MATERIALS PROVIDED ->
^^^^^^^^^^^^^^^^
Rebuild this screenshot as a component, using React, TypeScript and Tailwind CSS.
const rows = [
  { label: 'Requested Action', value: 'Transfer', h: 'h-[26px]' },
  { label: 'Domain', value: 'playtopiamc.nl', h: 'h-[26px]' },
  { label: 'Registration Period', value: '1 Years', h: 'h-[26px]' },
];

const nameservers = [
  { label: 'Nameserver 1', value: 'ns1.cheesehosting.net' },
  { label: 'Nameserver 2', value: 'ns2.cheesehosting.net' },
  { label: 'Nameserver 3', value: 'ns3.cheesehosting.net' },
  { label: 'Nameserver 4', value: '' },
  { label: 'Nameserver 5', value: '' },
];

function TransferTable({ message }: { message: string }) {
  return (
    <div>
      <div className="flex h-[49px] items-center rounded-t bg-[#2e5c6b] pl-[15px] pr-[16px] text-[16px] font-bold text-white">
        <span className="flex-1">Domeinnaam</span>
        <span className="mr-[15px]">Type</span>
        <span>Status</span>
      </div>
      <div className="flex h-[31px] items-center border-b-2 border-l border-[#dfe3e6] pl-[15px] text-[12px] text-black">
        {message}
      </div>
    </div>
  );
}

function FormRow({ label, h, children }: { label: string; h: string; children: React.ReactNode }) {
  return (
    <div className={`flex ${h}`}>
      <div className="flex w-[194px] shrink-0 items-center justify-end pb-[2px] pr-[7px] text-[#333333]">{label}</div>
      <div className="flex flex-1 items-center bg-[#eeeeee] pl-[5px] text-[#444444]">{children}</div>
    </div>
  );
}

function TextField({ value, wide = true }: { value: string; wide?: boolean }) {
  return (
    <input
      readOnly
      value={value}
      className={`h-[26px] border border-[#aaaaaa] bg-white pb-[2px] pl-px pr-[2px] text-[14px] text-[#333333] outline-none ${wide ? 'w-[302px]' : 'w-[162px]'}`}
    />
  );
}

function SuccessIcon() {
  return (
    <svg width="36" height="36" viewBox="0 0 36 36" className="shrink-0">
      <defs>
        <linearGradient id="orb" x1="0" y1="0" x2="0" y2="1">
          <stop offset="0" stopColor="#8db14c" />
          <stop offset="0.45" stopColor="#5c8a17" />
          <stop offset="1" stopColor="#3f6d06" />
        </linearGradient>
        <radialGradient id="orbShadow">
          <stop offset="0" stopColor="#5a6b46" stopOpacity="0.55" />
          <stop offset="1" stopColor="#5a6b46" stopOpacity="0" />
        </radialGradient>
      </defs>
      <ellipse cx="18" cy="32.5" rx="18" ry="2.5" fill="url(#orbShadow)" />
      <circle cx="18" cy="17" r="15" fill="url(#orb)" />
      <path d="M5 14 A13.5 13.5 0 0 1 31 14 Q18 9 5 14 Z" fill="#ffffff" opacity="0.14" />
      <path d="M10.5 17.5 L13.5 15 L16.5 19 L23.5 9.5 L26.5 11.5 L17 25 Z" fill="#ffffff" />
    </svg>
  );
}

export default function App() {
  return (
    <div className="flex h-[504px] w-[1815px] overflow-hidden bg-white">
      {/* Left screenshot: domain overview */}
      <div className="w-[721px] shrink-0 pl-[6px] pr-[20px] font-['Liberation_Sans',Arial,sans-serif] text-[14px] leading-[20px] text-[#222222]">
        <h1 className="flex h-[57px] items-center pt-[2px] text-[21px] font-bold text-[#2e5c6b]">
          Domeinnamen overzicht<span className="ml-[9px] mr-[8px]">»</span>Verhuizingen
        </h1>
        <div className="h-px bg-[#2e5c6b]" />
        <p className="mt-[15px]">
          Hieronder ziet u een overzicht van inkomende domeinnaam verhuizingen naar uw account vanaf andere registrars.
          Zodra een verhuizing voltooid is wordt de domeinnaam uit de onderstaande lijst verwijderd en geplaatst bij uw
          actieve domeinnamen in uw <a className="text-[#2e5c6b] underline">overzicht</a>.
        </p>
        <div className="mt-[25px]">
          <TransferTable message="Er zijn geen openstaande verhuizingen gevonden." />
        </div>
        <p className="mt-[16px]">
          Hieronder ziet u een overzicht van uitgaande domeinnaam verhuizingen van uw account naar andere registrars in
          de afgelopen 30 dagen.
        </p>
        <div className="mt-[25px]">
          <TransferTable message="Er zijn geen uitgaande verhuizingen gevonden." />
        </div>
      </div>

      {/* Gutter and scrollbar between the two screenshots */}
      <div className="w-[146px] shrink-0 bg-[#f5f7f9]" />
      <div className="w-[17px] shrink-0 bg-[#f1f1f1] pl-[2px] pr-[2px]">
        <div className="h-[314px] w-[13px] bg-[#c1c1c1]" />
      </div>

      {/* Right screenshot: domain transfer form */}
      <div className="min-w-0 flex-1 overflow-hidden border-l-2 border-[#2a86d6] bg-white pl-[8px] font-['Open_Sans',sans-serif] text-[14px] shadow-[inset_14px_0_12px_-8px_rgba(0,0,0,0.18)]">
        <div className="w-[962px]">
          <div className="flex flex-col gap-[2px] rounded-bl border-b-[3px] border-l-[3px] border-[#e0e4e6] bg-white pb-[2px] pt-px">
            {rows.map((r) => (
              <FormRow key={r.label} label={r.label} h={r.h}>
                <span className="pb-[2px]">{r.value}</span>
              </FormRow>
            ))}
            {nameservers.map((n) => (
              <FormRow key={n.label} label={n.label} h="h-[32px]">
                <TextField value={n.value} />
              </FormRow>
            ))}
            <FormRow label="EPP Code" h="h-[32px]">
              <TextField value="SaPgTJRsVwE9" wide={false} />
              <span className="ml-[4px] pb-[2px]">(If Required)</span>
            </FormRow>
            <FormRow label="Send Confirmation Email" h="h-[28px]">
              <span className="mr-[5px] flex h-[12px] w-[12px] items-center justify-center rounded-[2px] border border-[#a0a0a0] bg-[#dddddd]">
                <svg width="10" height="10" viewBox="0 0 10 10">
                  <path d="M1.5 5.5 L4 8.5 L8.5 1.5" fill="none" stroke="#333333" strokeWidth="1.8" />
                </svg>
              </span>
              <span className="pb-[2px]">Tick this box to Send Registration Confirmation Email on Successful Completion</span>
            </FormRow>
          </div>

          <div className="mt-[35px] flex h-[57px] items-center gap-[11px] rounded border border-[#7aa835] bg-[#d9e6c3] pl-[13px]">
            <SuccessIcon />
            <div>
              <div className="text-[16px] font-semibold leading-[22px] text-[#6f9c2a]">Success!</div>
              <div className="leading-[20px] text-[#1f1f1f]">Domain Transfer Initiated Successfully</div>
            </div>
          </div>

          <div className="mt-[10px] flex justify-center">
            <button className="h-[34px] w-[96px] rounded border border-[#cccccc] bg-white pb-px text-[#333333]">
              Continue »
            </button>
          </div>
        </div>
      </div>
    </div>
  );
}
^^^^^^^^^^^^^^^^
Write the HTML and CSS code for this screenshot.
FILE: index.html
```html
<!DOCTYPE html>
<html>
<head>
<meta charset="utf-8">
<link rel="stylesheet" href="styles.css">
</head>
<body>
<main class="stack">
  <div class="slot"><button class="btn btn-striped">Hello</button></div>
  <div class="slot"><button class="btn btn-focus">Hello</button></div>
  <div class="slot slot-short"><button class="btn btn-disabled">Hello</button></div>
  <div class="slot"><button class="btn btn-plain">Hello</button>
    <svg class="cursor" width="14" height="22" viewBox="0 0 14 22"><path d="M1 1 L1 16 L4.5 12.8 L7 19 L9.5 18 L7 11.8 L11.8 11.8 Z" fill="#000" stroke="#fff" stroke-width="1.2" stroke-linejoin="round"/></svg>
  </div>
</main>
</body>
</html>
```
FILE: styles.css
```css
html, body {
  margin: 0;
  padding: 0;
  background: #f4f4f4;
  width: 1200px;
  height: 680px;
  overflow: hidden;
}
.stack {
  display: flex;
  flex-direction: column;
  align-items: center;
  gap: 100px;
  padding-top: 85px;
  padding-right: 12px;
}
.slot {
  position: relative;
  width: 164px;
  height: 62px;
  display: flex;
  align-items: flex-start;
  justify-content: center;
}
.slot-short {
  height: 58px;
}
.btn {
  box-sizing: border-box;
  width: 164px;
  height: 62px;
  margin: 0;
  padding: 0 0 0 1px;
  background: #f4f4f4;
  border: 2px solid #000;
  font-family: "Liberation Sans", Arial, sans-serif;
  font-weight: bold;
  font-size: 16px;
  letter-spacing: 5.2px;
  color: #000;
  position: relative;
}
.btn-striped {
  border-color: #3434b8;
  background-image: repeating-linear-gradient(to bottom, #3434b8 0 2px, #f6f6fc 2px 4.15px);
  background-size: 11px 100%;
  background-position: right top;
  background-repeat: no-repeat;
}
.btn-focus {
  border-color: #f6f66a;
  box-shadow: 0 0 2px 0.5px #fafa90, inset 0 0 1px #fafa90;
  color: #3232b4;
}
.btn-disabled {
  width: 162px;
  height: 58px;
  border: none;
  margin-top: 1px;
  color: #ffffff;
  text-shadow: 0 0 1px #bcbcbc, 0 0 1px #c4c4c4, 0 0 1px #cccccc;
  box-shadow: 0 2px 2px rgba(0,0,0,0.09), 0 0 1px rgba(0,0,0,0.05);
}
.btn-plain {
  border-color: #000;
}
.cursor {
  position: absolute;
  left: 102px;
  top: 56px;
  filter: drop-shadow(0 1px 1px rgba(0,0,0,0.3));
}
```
^^^^^^^^^^^^^^^^
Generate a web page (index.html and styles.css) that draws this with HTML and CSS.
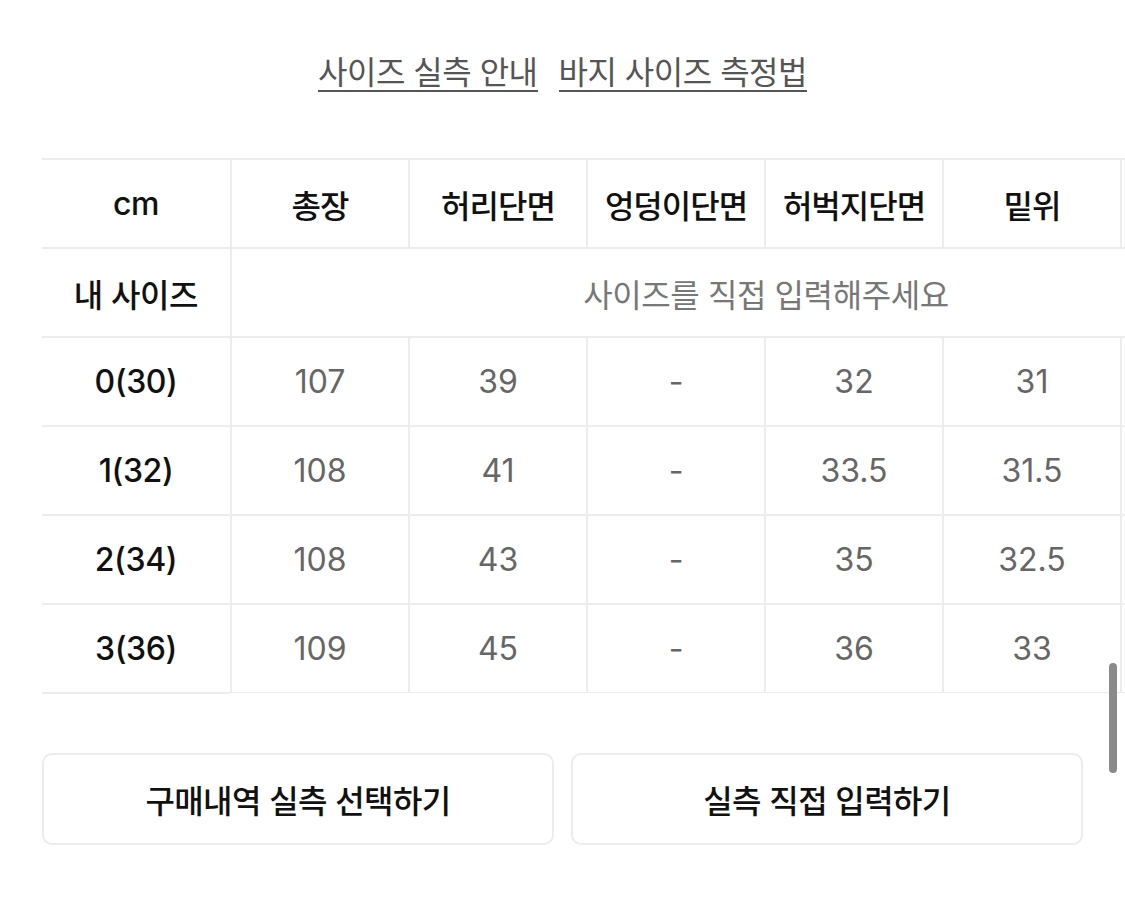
^^^^^^^^^^^^^^^^
INSTRUCTIONS FOR THE TASK -> Search the data for the string "this" and copy each line where it appears.

TASK OUTPUT ->
Rebuild this screenshot as a component, using React, TypeScript and Tailwind CSS.
              <span className="pb-[2px]">Tick this box to Send Registration Confirmation Email on Successful Completion</span>
Write the HTML and CSS code for this screenshot.
Generate a web page (index.html and styles.css) that draws this with HTML and CSS.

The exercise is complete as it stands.